Turtle Soup-For Swing Trading
Mithun Radhakrishnan
"Passionate Data Literacy Coach & Technical Trainer | Founder, Mid-Career Self Mastery Hub | Expert in Python, R, Tableau, & Machine Learning | Transforming Careers through Engaging Training Programs."
In the 1980's a group of traders known as the turtles used a system that basically employed a 20-day breakout of prices. If the prices made a new 20-day high, one would buy; if the prices made a new 20-day low one would sell..
It tends to work in the long run if traded on a large basket of markets because there are high odds that something unusal would occur in the market somewhere. The system is very dependent on capturing an extraordinary event or significant trend. However it also tends to have large drawdowns and a low win ratio due to significant number of false breakouts.
This where TURTLE Soup strategy oppurtunity lies.
This method identifies those times when a breakout is false and tend to trade for a reversal.
Here are the rules:
For Buys (for Sells are reversed)
- Today must make a new 20-day low, the lower the better.

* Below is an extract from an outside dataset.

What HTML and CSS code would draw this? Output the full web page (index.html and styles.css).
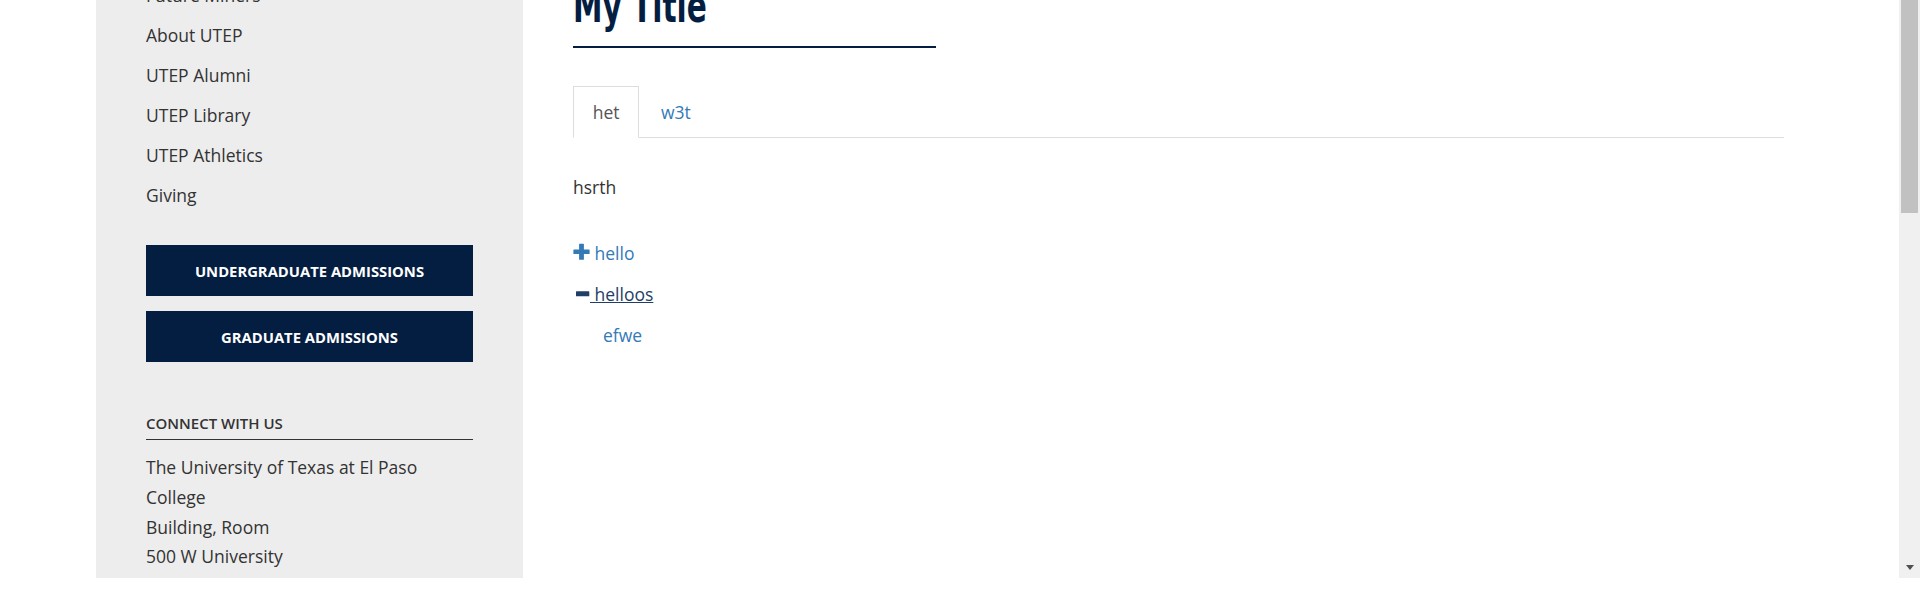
FILE: index.html
```html
<!DOCTYPE html>
<html lang="en">
<head>
<meta charset="utf-8">
<title>My Title</title>
<link rel="stylesheet" href="styles.css">
</head>
<body>
<div class="screen">
  <div class="page">
    <div class="layout">
      <aside class="sidebar">
        <ul class="side-links">
          <li><a href="#">Future Miners</a></li>
          <li><a href="#">About UTEP</a></li>
          <li><a href="#">UTEP Alumni</a></li>
          <li><a href="#">UTEP Library</a></li>
          <li><a href="#">UTEP Athletics</a></li>
          <li><a href="#">Giving</a></li>
        </ul>
        <div class="admissions">
          <a class="btn" href="#">UNDERGRADUATE ADMISSIONS</a>
          <a class="btn" href="#">GRADUATE ADMISSIONS</a>
        </div>
        <h2 class="connect-title">CONNECT WITH US</h2>
        <address class="address">The University of Texas at El Paso<br>College<br>Building, Room<br>500 W University<br>El Paso, Texas 79968</address>
      </aside>
      <main class="main">
        <h1 class="page-title"><span class="page-title-text">My Title</span></h1>
        <ul class="tabs">
          <li class="active"><a href="#">het</a></li>
          <li><a href="#">w3t</a></li>
        </ul>
        <div class="tab-content">
          <p class="tab-text">hsrth</p>
          <div class="acc">
            <a class="acc-toggle" href="#"><svg class="icon" viewBox="0 0 17 17" width="17" height="17"><path d="M6.6 0.8h3.8q0.5 0 0.5 0.5v5.2h5.2q0.5 0 0.5 0.5v3.6q0 0.5-0.5 0.5h-5.2v5.2q0 0.5-0.5 0.5h-3.8q-0.5 0-0.5-0.5v-5.2h-5.2q-0.5 0-0.5-0.5v-3.6q0-0.5 0.5-0.5h5.2v-5.2q0-0.5 0.5-0.5z" fill="#337ab7"/></svg> hello</a>
            <a class="acc-toggle open" href="#"><svg class="icon" viewBox="0 0 17 17" width="17" height="17"><rect x="3" y="7.3" width="13.3" height="5" rx="0.6" fill="#233e66"/></svg> helloos</a>
            <div class="acc-body"><a href="#">efwe</a></div>
          </div>
        </div>
      </main>
    </div>
  </div>
  <div class="scrollbar">
    <div class="thumb"></div>
    <div class="arrow"></div>
  </div>
</div>
</body>
</html>
```

FILE: styles.css
```css
html, body {
  margin: 0;
  padding: 0;
  background: #fff;
}

body {
  font-family: "Open Sans", "Noto Sans", sans-serif;
  color: #333;
}

.screen {
  display: flex;
  height: 578px;
  overflow: hidden;
}

.page {
  flex: 1;
  overflow: hidden;
  background: #fff;
}

.layout {
  display: flex;
  height: 100%;
  margin-left: 96px;
}

/* Sidebar */
.sidebar {
  flex: none;
  width: 427px;
  box-sizing: border-box;
  padding: 0 50px;
  background: #ededed;
}

.side-links {
  list-style: none;
  margin: -25px 0 0;
  padding: 0;
  font-size: 17.5px;
  line-height: 40px;
}

.side-links a {
  color: #333;
  text-decoration: none;
}

.admissions {
  display: flex;
  flex-direction: column;
  gap: 15px;
  margin-top: 30px;
}

.btn {
  display: flex;
  align-items: center;
  justify-content: center;
  height: 51px;
  background: #041e42;
  color: #fff;
  font-size: 14.8px;
  font-weight: 700;
  text-decoration: none;
}

.connect-title {
  margin: 51px 0 0;
  padding-bottom: 5.5px;
  border-bottom: 1px solid #333;
  font-size: 15px;
  font-weight: 600;
  line-height: 20px;
  color: #333;
}

.address {
  margin-top: 13.5px;
  font-style: normal;
  font-size: 17.5px;
  line-height: 29.75px;
}

/* Main */
.main {
  flex: none;
  width: 1211px;
  margin-left: 50px;
}

.page-title {
  width: 363px;
  margin: -17.4px 0 0;
  padding-bottom: 18.4px;
  border-bottom: 2px solid #041e42;
  font-family: "DejaVu Sans Condensed", "Liberation Sans", sans-serif;
  font-stretch: condensed;
  font-size: 47px;
  font-weight: 700;
  line-height: 45px;
  color: #041e42;
}

.page-title-text {
  display: inline-block;
  transform: scaleX(0.7);
  transform-origin: 0 50%;
  white-space: nowrap;
}

.tabs {
  display: flex;
  list-style: none;
  margin: 38px 0 0;
  padding: 0;
  border-bottom: 1px solid #ddd;
  font-size: 17.5px;
  line-height: 25px;
}

.tabs li {
  margin-bottom: -1px;
}

.tabs a {
  display: block;
  margin-right: 2px;
  padding: 12.5px 18.75px;
  border: 1px solid transparent;
  color: #337ab7;
  text-decoration: none;
}

.tabs .active a {
  color: #555;
  background: #fff;
  border-color: #ddd #ddd transparent;
}

.tab-text {
  margin: 36.5px 0 0;
  font-size: 17.5px;
  line-height: 25px;
}

.acc {
  display: flex;
  flex-direction: column;
  align-items: flex-start;
  gap: 16px;
  margin-top: 41px;
  font-size: 17.5px;
  line-height: 25px;
}

.acc a {
  color: #337ab7;
  text-decoration: none;
}

.acc .acc-toggle.open {
  color: #233e66;
  text-decoration: underline;
}

.icon {
  display: inline-block;
  vertical-align: baseline;
}

.acc-body {
  padding-left: 30px;
}

/* Scrollbar */
.scrollbar {
  flex: none;
  width: 21px;
  display: flex;
  flex-direction: column;
  align-items: center;
  background: #f0f0f0;
}

.thumb {
  width: 17px;
  height: 213px;
  background: #c1c1c1;
}

.arrow {
  margin-top: auto;
  margin-bottom: 8px;
  width: 0;
  height: 0;
  border-left: 4.5px solid transparent;
  border-right: 4.5px solid transparent;
  border-top: 5px solid #505050;
}
```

- The previous 20-day low must have occurred at least 4 trading session earlier.
- After the market falls below the prior 20-day low, place an entry buy stop 5-10 ticks above the previous 20-day low. This buy is only for today.
- If this buy stop gets filled, immediately place a good till cancelled stop-loss sell one tick under today's low.
- As the position becomes profitable, use a trailing stop to prevent giving back profits.
Some trades will last 2 or 3 hours and some will last a few days. Its basically trading reversals.
Strategy developed and traded by L.A. Connors and L.B. Raschke.